The task.
Each line that holds the word "index" should be returned.

-- -- --

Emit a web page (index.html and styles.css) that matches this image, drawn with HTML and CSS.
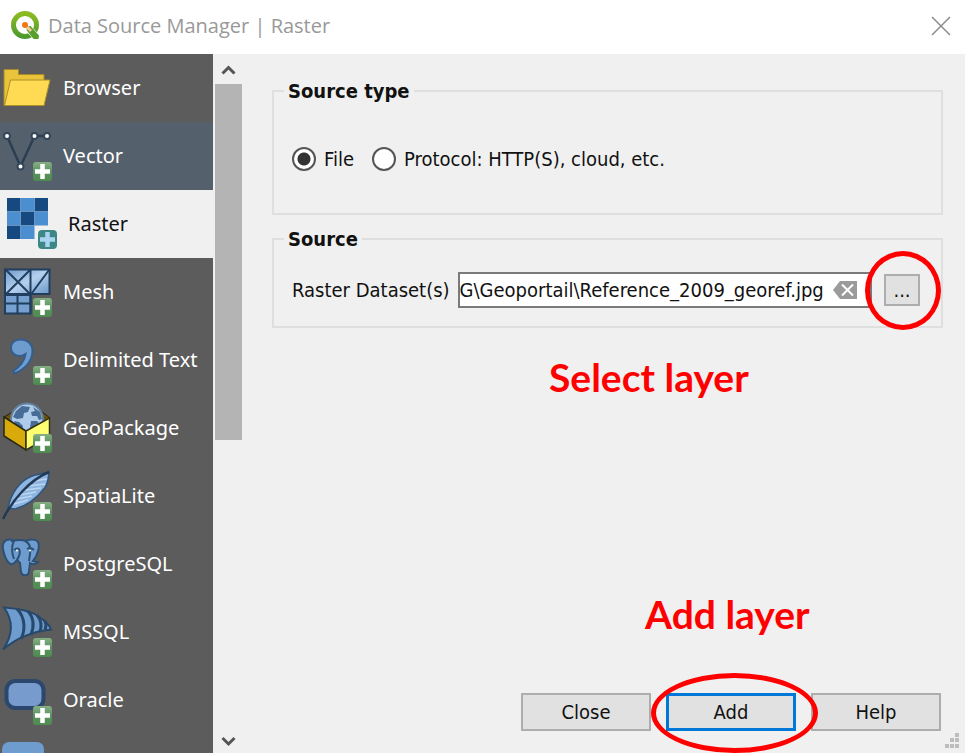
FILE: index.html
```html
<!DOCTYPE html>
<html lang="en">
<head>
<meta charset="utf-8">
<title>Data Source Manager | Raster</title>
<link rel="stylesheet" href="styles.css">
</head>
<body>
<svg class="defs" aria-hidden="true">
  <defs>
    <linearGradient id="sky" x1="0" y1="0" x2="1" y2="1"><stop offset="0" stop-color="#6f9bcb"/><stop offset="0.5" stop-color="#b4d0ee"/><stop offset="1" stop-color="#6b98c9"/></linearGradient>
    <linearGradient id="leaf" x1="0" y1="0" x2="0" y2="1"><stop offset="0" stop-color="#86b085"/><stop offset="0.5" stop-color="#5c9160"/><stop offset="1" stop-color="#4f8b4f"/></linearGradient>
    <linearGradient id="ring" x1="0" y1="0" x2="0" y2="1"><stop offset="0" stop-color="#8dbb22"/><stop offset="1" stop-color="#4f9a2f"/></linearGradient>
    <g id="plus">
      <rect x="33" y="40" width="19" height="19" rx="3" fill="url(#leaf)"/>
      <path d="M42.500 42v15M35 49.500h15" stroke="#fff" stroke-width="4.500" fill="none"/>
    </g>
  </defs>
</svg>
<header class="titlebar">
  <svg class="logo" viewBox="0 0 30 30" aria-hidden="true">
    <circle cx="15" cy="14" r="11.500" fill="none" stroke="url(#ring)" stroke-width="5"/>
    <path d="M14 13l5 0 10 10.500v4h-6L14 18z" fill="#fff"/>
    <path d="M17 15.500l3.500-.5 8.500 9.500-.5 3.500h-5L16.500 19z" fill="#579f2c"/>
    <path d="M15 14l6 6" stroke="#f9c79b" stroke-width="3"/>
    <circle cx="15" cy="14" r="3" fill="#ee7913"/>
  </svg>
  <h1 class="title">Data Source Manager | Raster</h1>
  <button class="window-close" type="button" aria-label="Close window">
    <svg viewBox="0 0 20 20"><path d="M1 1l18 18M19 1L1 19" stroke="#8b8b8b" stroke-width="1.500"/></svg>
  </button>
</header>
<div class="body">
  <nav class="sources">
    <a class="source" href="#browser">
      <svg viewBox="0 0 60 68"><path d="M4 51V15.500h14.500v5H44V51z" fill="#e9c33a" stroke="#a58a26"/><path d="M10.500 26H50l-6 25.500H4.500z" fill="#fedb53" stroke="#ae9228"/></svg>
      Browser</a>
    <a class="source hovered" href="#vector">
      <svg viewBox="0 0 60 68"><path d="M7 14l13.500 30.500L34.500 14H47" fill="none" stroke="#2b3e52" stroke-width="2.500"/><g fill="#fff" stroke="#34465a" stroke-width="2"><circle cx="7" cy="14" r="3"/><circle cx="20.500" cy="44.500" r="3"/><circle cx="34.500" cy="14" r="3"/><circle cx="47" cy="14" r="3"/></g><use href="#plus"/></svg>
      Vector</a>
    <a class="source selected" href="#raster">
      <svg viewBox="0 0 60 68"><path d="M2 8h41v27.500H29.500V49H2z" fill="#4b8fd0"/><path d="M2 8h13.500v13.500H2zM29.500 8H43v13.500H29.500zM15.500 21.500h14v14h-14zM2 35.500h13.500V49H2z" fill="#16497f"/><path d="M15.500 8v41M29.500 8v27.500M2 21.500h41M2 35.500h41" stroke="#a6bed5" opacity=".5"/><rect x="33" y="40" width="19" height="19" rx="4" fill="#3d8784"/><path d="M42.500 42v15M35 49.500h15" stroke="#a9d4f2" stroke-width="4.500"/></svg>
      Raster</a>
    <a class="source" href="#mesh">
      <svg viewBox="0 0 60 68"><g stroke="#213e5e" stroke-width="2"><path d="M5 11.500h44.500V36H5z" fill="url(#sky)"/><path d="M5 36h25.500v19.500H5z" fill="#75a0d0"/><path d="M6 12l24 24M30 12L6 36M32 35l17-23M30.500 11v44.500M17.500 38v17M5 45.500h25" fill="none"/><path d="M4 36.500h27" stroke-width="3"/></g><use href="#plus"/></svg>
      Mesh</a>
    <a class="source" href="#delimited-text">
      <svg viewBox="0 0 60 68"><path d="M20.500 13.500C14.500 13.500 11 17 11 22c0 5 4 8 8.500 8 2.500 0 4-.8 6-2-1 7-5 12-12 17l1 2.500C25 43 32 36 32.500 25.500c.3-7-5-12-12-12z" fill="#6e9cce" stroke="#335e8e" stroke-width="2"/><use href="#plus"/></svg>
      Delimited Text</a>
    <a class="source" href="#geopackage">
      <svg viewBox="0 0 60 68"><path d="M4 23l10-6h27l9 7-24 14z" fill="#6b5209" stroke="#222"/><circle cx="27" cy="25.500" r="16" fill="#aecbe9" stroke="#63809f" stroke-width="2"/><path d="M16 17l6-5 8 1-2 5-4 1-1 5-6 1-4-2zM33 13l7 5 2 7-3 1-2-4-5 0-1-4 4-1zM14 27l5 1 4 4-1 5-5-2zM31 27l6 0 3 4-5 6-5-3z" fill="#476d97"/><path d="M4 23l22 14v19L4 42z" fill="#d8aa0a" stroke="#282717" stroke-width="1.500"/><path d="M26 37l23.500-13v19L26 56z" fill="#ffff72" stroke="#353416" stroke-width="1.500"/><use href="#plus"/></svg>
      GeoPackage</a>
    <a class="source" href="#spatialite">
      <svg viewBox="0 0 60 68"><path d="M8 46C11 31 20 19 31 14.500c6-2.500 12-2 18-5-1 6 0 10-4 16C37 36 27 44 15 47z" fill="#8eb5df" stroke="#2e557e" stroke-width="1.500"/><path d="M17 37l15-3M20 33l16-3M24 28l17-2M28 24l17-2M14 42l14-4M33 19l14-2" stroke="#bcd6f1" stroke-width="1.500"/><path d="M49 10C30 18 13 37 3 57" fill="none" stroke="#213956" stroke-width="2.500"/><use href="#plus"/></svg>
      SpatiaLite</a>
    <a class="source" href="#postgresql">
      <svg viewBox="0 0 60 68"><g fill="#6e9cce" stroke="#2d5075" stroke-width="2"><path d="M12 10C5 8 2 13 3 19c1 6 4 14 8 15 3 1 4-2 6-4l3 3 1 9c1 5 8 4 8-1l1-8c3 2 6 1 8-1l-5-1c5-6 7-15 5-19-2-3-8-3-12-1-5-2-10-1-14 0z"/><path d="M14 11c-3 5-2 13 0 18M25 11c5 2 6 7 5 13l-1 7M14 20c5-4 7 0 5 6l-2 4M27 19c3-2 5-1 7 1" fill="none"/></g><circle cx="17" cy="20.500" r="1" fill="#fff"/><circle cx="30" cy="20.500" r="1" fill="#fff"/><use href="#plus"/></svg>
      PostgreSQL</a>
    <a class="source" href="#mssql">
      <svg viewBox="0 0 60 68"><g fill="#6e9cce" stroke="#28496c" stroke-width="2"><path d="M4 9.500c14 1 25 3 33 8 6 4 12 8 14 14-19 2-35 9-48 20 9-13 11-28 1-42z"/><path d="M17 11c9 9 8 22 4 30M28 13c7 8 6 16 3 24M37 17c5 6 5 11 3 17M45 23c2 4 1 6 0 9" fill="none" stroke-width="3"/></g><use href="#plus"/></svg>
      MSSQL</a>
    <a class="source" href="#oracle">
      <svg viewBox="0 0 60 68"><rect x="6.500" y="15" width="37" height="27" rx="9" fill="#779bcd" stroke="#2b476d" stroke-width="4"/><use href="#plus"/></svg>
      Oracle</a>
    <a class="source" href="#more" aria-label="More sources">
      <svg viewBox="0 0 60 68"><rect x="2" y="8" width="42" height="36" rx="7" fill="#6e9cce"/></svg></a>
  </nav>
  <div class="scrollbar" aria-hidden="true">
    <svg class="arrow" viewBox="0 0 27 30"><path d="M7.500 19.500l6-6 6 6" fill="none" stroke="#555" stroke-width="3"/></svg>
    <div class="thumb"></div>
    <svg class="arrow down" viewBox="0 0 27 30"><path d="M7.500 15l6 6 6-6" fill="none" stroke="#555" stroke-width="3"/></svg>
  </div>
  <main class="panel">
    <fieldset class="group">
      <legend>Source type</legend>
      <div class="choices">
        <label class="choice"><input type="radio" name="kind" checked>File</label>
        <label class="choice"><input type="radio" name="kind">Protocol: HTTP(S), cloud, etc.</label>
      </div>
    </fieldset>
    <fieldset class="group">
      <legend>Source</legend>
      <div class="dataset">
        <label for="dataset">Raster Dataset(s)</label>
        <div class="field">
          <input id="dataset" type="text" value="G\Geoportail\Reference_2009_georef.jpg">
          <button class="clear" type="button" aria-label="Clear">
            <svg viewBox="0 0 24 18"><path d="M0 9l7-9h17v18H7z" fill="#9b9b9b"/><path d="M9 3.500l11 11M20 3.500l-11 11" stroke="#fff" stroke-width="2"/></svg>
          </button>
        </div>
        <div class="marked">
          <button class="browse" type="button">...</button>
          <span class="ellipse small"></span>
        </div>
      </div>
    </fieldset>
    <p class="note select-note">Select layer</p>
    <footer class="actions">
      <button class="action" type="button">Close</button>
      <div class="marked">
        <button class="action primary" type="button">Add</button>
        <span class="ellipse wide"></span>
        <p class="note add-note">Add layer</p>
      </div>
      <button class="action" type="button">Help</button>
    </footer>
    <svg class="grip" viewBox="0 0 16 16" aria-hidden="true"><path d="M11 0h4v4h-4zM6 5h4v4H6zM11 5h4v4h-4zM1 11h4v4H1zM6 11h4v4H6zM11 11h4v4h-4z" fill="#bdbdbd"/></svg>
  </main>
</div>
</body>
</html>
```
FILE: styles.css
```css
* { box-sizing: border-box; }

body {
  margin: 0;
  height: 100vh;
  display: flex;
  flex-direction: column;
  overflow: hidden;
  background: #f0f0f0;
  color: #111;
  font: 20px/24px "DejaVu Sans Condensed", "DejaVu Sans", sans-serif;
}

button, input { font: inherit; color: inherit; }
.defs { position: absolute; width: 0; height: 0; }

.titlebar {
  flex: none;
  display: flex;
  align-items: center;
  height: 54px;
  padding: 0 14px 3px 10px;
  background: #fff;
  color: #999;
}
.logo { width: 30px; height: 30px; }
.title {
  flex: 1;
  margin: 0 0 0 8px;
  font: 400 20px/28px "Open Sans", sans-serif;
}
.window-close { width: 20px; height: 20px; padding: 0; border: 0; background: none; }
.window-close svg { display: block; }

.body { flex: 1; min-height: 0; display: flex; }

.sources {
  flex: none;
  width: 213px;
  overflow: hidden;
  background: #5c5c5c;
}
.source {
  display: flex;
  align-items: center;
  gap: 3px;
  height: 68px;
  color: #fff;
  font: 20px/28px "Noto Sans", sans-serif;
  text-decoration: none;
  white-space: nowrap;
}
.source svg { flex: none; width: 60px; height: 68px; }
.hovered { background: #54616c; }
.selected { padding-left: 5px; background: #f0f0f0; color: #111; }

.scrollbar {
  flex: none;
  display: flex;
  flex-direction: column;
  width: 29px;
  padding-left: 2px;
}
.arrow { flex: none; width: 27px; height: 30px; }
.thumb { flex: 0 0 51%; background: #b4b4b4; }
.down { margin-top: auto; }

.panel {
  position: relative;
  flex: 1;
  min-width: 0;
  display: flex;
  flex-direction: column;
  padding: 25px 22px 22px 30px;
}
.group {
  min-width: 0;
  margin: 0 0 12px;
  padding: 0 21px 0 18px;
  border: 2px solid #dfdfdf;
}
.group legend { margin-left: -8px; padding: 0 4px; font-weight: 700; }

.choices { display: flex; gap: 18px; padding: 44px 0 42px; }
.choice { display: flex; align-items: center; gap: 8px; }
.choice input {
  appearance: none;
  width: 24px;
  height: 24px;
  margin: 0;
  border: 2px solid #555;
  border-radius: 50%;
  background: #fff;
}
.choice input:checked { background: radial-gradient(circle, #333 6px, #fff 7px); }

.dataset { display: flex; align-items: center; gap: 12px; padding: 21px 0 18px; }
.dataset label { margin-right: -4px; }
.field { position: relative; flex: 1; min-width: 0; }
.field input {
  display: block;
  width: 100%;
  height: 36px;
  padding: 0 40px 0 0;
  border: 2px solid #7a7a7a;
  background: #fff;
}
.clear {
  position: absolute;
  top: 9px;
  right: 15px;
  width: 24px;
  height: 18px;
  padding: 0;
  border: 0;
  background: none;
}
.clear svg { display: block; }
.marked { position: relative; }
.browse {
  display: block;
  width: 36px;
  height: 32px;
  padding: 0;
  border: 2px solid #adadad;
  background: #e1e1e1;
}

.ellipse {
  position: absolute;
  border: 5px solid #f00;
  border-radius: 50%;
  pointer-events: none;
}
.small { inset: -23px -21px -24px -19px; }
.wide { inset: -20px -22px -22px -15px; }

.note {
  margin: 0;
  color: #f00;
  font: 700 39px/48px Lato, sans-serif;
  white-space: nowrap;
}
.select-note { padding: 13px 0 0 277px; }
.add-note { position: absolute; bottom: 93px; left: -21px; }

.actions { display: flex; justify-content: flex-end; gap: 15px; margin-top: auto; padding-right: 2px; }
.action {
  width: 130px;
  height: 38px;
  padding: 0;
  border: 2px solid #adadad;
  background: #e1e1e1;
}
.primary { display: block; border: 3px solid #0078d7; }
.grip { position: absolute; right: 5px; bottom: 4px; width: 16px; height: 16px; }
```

-- -- --

The solution.
Emit a web page (index.html and styles.css) that matches this image, drawn with HTML and CSS.
FILE: index.html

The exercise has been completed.